Sugar/Cheryl says to Elissa, the aspiring writer
I have to work. I have to get my “ass on the floor.” Like Elissa, I’m up too high and down too low to get anything done. All the while wringing my hands about how hard I’m trying. But it’s like I’ve got a huge stick and I’m using every ounce of strength and every joule of energy to beat my car with it. It isn’t going anywhere with a dead battery, no matter how strong I get lifting and lowering that stick.

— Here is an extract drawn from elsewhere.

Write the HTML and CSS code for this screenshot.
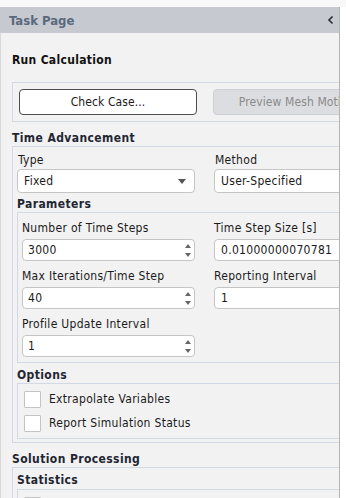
FILE: index.html
```
<!DOCTYPE html>
<html lang="en">

<head>
    <meta charset="UTF-8">
    <meta name="viewport" content="width=device-width, initial-scale=1.0">
    <title>Task Page</title>

    <link rel="stylesheet" href="styles.css">
</head>

<body>

    <div class="top-strip"></div>

    <div class="task-panel">
        <!-- Panel Header -->
        <div class="panel-head">
            <span class="panel-head-title">Task Page</span>
            <svg class="collapse-icon" width="8" height="10" viewBox="0 0 8 10">
                <polyline points="5.5,1.5 2,5 5.5,8.5" fill="none" stroke="#2b2b2b" stroke-width="1.6" />
            </svg>
        </div>

        <div class="panel-body">
            <div class="panel-inner">
                <h2 class="page-title">Run Calculation</h2>

                <!-- Top Buttons -->
                <div class="btn-group">
                    <button class="btn">Check Case...</button>
                    <button class="btn btn-disabled">Preview Mesh Motion...</button>
                </div>

                <!-- Time Advancement -->
                <h3 class="group-title">Time Advancement</h3>
                <div class="group time-group">
                    <div class="two-col">
                        <div class="field">
                            <label>Type</label>
                            <div class="select">
                                <span>Fixed</span>
                                <svg width="8" height="5" viewBox="0 0 8 5"><polygon points="0,0 8,0 4,5" fill="#555" /></svg>
                            </div>
                        </div>
                        <div class="field">
                            <label>Method</label>
                            <div class="select">
                                <span>User-Specified</span>
                                <svg width="8" height="5" viewBox="0 0 8 5"><polygon points="0,0 8,0 4,5" fill="#555" /></svg>
                            </div>
                        </div>
                    </div>

                    <h4 class="sub-title">Parameters</h4>
                    <div class="group params-group">
                        <div class="field">
                            <label>Number of Time Steps</label>
                            <div class="input spin"><span>3000</span><span class="spin-arrows"></span></div>
                        </div>
                        <div class="field">
                            <label>Time Step Size [s]</label>
                            <div class="input"><span>0.01000000070781</span></div>
                        </div>
                        <div class="field">
                            <label>Max Iterations/Time Step</label>
                            <div class="input spin"><span>40</span><span class="spin-arrows"></span></div>
                        </div>
                        <div class="field">
                            <label>Reporting Interval</label>
                            <div class="input"><span>1</span></div>
                        </div>
                        <div class="field">
                            <label>Profile Update Interval</label>
                            <div class="input spin"><span>1</span><span class="spin-arrows"></span></div>
                        </div>
                    </div>

                    <h4 class="sub-title options-title">Options</h4>
                    <div class="group check-group">
                        <div class="check-row"><span class="checkbox"></span>Extrapolate Variables</div>
                        <div class="check-row"><span class="checkbox"></span>Report Simulation Status</div>
                    </div>
                </div>

                <!-- Solution Processing -->
                <h3 class="group-title">Solution Processing</h3>
                <div class="group solution-group">
                    <h4 class="sub-title stats-title">Statistics</h4>
                    <div class="group check-group">
                        <div class="check-row"><span class="checkbox"></span>Data Sampling for Time Statistics</div>
                    </div>
                </div>
            </div>
        </div>
    </div>

</body>

</html>
```

FILE: styles.css
```
/* General Styling */
body {
    margin: 0;
    background-color: #ffffff;
    font-family: "DejaVu Sans Condensed", "DejaVu Sans", sans-serif;
    font-size: 12px;
    letter-spacing: 0.3px;
    color: #1a1a1a;
}

.top-strip {
    height: 7px;
    background-color: #f8f8f8;
}

/* Task Panel */
.task-panel {
    width: 339px;
    height: 491px;
    border-right: 1px solid #b4b4b4;
    background-color: #f2f2f2;
    overflow: hidden;
}

.panel-head {
    height: 26px;
    background-color: #c6cad0;
    display: flex;
    align-items: center;
    justify-content: space-between;
    padding: 0 4px 0 9px;
}

.panel-head-title {
    font-weight: bold;
    font-size: 13px;
    letter-spacing: 0;
    color: #5a697d;
}

.panel-body {
    border-left: 1px solid #d9d9d9;
    padding: 19px 0 0 11px;
    height: 100%;
}

.panel-inner {
    width: 430px;
}

/* Titles */
.page-title {
    margin: 0 0 14px;
    font-size: 12px;
    line-height: 16px;
    font-weight: bold;
    color: #111111;
}

.group-title,
.sub-title {
    margin: 0;
    font-size: 12px;
    line-height: 15px;
    font-weight: bold;
    letter-spacing: 0.4px;
    color: #1f2632;
}

.group-title {
    margin-top: 9px;
}

.sub-title {
    margin-top: 4px;
}

.options-title {
    margin-top: 5px;
}

/* Group boxes */
.group {
    border: 1px solid #d3d9e4;
}

.btn-group {
    border: 1px solid #d3d9e4;
    padding: 6px;
    display: flex;
    gap: 16px;
}

.time-group {
    padding: 6px 4px 3px 4px;
}

.solution-group {
    padding: 5px 4px 3px 4px;
}

.stats-title {
    margin-top: 0;
    margin-bottom: 1px;
}

/* Buttons */
.btn {
    width: 178px;
    height: 26px;
    border: 1px solid #4d4d4d;
    border-radius: 4px;
    background-color: #ffffff;
    font-family: inherit;
    font-size: 12px;
    letter-spacing: 0.1px;
    color: #1a1a1a;
    padding: 0;
}

.btn-disabled {
    border-color: #cdd0d4;
    background-color: #dcdde0;
    color: #8a8a8a;
}

/* Fields */
.two-col {
    display: grid;
    grid-template-columns: 178px 178px;
    column-gap: 19px;
}

.field label {
    display: block;
    padding-left: 1px;
    line-height: 14px;
    margin-bottom: 2px;
}

.select {
    height: 24px;
    box-sizing: border-box;
    border: 1px solid #c5c5c5;
    border-radius: 4px;
    background-color: #ffffff;
    display: flex;
    align-items: center;
    justify-content: space-between;
    padding: 0 8px 0 6px;
}

.params-group {
    padding: 8px 4px 5px 4px;
    display: grid;
    grid-template-columns: 173px 178px;
    column-gap: 19px;
    row-gap: 8px;
}

.params-group .field label {
    padding-left: 0;
    margin-bottom: 4px;
}

.input {
    height: 22px;
    box-sizing: border-box;
    border: 1px solid #c5c5c5;
    border-radius: 4px;
    background-color: #ffffff;
    display: flex;
    align-items: center;
    justify-content: space-between;
    padding: 0 1px 0 6px;
}

.spin {
    padding-left: 5px;
}

/* Spinner arrows */
.spin-arrows {
    width: 9px;
    height: 14px;
    position: relative;
}

.spin-arrows::before,
.spin-arrows::after {
    content: "";
    position: absolute;
    left: 1px;
    border-left: 3.5px solid transparent;
    border-right: 3.5px solid transparent;
}

.spin-arrows::before {
    top: 1px;
    border-bottom: 4px solid #666;
}

.spin-arrows::after {
    bottom: 0;
    border-top: 4px solid #666;
}

/* Checkboxes */
.check-group {
    padding: 7px 6px 6px 6px;
    display: flex;
    flex-direction: column;
    gap: 7px;
}

.check-row {
    display: flex;
    align-items: center;
    gap: 8px;
    line-height: 17px;
}

.checkbox {
    width: 17px;
    height: 17px;
    box-sizing: border-box;
    border: 1px solid #c4c4c4;
    border-radius: 1px;
    background-color: #ffffff;
}
```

BOOK REPORT: All this to say, the first half of my proposal is in “very good shape,” according to my counsel on such matters. But the second half, the chapter synopses, is still not working. She has suggested, and I’ve agreed, that what I need now is at least one finished chapter and a detailed outline of a second chapter–and from that we can see how best to describe the whole of it. Because, really, it has all been conjecture until now. Little ragged bits of a book, a ton of big talk about a book, hard thinking about the need for and structure of a book. An emperor’s new book. So, I need to get down to the earth, naked among the shed feathers and stripped bones. My nerves. My bile. My mind. Onward.